* Task details
Return every line below in which "this" appears.

* Data block
+ + + + + + +

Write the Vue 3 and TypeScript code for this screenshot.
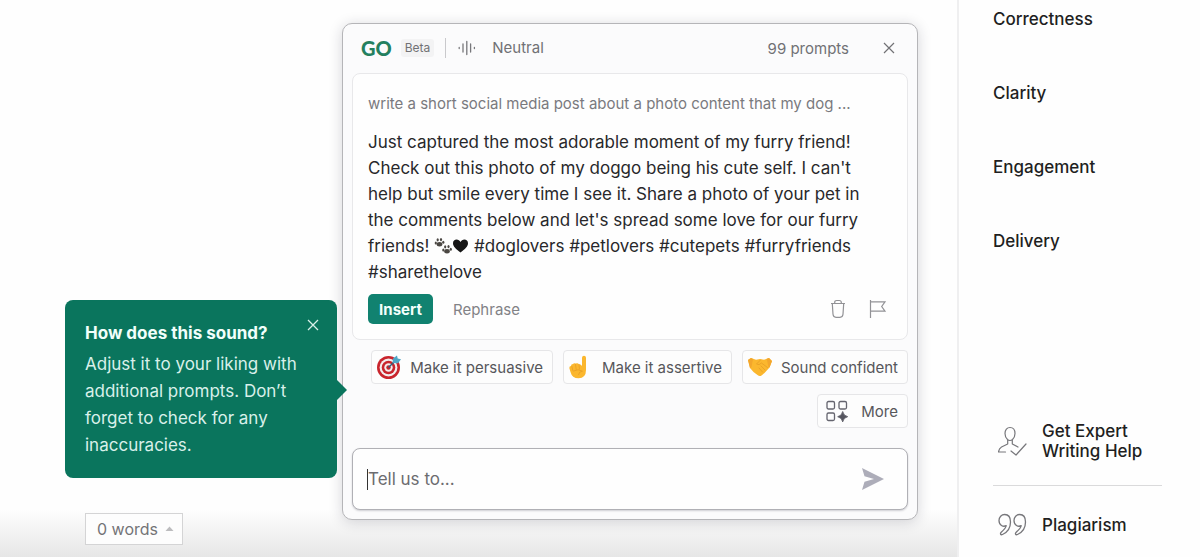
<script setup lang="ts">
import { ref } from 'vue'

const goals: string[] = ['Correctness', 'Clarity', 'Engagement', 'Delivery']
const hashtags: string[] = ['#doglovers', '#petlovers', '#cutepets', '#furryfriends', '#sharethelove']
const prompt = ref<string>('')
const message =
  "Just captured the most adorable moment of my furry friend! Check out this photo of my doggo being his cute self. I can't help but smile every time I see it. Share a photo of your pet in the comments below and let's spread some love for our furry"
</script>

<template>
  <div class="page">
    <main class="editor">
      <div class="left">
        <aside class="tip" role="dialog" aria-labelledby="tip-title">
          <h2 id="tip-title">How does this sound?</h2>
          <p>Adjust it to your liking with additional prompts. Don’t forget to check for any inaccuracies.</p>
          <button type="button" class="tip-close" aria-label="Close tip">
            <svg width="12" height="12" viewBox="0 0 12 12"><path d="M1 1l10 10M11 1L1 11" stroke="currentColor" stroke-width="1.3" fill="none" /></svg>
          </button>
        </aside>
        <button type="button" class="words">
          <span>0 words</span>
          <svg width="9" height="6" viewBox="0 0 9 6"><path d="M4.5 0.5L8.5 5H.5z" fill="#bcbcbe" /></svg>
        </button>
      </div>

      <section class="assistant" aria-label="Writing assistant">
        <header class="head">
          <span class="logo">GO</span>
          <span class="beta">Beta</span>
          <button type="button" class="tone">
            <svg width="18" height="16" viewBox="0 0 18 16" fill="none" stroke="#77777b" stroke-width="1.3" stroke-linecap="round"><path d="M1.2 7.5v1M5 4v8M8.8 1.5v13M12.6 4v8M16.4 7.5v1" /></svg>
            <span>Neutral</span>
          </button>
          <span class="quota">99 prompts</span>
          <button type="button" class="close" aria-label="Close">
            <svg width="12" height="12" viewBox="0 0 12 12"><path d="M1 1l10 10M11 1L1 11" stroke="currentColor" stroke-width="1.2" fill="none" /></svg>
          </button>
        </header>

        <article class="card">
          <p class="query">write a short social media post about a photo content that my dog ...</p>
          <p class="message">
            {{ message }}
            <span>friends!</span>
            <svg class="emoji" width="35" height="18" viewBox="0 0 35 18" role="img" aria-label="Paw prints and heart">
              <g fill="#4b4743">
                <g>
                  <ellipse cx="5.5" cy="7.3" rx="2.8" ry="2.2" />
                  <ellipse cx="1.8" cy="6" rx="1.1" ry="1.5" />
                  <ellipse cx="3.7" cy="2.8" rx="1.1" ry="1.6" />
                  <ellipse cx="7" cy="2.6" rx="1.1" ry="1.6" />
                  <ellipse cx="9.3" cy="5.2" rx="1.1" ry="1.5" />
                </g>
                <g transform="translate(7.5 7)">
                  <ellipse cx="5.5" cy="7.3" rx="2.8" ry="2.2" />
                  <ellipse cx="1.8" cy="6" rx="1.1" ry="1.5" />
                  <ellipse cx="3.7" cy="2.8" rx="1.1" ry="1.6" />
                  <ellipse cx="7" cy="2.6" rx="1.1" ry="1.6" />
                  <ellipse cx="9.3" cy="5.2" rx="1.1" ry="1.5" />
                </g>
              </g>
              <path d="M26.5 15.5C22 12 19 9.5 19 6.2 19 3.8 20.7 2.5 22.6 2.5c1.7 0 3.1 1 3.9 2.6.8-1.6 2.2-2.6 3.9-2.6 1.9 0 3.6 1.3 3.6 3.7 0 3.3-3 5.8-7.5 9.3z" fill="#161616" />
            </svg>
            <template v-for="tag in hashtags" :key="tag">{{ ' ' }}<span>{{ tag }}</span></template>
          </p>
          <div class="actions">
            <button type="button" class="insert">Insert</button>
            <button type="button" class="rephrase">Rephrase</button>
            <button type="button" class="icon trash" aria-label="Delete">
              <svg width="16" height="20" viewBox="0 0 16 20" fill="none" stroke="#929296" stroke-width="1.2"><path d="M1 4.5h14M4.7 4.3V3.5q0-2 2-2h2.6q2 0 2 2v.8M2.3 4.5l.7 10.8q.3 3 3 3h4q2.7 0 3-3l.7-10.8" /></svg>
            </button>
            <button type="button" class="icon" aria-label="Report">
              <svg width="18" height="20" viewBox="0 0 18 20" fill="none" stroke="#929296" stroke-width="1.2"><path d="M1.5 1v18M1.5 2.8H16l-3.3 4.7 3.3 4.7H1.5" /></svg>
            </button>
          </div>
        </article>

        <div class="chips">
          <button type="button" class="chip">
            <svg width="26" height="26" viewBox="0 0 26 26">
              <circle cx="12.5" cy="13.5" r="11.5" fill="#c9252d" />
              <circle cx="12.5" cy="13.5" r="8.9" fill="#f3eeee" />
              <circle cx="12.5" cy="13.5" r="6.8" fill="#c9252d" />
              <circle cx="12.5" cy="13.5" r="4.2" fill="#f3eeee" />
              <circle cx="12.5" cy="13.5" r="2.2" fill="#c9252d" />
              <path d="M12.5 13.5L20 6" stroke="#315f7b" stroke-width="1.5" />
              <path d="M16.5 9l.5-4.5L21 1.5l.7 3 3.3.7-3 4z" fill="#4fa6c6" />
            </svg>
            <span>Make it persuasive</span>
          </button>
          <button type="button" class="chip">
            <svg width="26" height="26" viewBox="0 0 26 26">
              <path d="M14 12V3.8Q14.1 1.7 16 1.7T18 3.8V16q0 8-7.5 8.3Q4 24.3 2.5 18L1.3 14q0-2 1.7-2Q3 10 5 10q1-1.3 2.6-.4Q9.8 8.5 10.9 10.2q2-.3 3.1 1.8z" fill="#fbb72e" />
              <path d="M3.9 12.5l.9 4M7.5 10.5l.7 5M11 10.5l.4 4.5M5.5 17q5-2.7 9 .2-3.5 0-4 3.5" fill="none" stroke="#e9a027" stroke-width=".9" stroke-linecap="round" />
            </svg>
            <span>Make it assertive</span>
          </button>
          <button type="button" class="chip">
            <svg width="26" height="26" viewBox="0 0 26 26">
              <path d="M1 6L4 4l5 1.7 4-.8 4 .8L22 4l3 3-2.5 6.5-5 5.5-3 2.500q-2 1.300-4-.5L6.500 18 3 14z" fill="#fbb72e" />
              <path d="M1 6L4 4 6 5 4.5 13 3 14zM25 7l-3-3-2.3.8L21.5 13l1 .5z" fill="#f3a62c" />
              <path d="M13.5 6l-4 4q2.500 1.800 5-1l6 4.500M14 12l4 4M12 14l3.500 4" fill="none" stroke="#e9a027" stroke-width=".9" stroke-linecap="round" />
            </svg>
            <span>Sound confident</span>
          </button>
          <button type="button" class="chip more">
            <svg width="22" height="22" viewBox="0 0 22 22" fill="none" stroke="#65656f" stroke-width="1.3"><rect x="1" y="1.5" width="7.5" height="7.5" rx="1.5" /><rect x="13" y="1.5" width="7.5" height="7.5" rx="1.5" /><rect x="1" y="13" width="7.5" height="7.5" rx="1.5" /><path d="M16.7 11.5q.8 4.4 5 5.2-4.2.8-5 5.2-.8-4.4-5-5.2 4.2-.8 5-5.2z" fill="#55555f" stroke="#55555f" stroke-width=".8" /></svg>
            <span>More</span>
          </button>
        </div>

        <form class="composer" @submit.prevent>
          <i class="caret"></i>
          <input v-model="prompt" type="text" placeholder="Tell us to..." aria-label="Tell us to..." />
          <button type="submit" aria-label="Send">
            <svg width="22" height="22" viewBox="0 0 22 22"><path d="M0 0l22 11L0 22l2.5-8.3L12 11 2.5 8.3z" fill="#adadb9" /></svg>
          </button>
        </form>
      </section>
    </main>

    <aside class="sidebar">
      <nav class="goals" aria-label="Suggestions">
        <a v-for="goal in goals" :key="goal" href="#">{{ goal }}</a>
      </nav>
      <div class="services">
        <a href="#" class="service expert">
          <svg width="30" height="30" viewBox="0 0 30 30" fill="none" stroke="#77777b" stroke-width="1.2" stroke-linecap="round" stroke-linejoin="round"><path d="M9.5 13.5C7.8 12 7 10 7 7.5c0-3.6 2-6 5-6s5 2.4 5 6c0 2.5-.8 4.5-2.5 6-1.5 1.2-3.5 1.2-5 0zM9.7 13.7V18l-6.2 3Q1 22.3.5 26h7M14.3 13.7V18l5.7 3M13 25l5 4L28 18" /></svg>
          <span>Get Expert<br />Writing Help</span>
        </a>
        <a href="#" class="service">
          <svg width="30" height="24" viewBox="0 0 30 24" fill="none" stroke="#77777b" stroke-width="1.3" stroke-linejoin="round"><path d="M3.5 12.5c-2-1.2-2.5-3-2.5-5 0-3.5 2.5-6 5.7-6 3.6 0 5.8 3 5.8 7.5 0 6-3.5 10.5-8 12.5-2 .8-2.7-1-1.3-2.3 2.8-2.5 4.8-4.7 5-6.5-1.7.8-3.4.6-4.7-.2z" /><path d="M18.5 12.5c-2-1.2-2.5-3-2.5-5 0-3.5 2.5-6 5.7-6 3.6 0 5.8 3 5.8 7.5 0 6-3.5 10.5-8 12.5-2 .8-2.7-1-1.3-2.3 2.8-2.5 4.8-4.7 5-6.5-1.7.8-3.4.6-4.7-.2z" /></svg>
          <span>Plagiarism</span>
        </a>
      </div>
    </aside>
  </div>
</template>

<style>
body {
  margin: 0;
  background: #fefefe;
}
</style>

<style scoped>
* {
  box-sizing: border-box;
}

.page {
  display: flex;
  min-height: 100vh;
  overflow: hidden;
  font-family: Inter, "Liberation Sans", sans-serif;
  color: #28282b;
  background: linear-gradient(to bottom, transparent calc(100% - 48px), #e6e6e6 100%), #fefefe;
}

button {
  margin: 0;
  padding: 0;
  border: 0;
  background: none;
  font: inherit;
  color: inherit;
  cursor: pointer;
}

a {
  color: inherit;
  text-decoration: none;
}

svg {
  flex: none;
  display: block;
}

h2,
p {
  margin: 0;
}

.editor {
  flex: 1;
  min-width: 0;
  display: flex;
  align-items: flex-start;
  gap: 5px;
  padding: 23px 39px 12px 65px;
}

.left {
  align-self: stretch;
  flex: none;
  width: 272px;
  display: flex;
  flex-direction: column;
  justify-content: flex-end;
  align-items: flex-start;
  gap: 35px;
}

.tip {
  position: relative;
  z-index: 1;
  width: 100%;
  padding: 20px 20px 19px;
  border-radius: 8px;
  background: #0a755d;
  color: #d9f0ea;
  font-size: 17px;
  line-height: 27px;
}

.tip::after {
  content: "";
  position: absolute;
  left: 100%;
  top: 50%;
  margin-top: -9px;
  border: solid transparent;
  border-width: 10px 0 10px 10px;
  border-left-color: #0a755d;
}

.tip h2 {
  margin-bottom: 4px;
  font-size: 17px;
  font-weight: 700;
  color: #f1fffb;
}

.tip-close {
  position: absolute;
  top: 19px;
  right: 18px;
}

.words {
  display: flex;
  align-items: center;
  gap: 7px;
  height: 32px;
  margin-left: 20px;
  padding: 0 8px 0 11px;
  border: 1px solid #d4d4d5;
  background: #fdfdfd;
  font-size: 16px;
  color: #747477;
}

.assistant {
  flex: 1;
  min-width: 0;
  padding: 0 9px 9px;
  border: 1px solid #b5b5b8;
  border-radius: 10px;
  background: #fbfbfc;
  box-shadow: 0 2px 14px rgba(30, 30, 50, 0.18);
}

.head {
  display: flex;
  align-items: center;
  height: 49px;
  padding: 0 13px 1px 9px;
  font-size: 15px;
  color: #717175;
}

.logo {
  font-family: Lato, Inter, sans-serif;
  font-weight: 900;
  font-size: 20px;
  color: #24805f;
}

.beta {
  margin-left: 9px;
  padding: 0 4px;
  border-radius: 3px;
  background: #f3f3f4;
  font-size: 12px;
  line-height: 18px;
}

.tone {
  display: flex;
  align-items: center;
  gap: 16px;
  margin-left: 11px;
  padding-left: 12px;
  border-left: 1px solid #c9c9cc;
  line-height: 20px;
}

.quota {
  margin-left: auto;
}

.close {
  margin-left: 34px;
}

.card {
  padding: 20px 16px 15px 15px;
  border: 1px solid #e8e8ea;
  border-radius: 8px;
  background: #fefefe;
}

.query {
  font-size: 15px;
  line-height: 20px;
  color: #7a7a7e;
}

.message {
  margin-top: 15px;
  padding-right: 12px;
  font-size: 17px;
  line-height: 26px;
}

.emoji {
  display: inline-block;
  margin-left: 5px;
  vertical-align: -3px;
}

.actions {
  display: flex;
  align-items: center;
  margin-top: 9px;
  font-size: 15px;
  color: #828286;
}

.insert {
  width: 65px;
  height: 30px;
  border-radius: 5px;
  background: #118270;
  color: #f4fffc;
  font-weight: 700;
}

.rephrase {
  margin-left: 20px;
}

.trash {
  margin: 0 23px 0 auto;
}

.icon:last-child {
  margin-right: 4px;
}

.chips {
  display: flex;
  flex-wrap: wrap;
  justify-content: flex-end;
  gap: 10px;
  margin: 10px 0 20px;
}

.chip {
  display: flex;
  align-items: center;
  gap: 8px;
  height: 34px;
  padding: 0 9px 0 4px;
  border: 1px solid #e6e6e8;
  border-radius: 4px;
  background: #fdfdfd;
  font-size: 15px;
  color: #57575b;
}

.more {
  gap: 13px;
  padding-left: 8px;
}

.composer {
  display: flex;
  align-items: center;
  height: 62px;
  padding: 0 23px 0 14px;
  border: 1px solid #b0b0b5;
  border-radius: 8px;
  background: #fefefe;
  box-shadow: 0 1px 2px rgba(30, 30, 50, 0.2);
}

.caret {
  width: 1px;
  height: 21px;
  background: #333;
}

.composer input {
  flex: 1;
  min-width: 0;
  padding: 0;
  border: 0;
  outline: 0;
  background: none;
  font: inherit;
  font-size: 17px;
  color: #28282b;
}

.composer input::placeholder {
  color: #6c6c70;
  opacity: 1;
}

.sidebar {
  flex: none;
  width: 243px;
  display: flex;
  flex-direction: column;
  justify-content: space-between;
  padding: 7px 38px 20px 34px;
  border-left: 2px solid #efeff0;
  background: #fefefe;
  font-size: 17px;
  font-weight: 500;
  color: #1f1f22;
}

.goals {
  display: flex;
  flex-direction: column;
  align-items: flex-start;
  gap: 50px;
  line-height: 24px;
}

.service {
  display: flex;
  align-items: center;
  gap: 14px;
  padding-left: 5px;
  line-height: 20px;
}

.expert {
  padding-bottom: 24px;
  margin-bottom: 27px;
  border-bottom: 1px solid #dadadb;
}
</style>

+ + + + + + +

* Full response
Write the Vue 3 and TypeScript code for this screenshot.
  "Just captured the most adorable moment of my furry friend! Check out this photo of my doggo being his cute self. I can't help but smile every time I see it. Share a photo of your pet in the comments below and let's spread some love for our furry"
          <h2 id="tip-title">How does this sound?</h2>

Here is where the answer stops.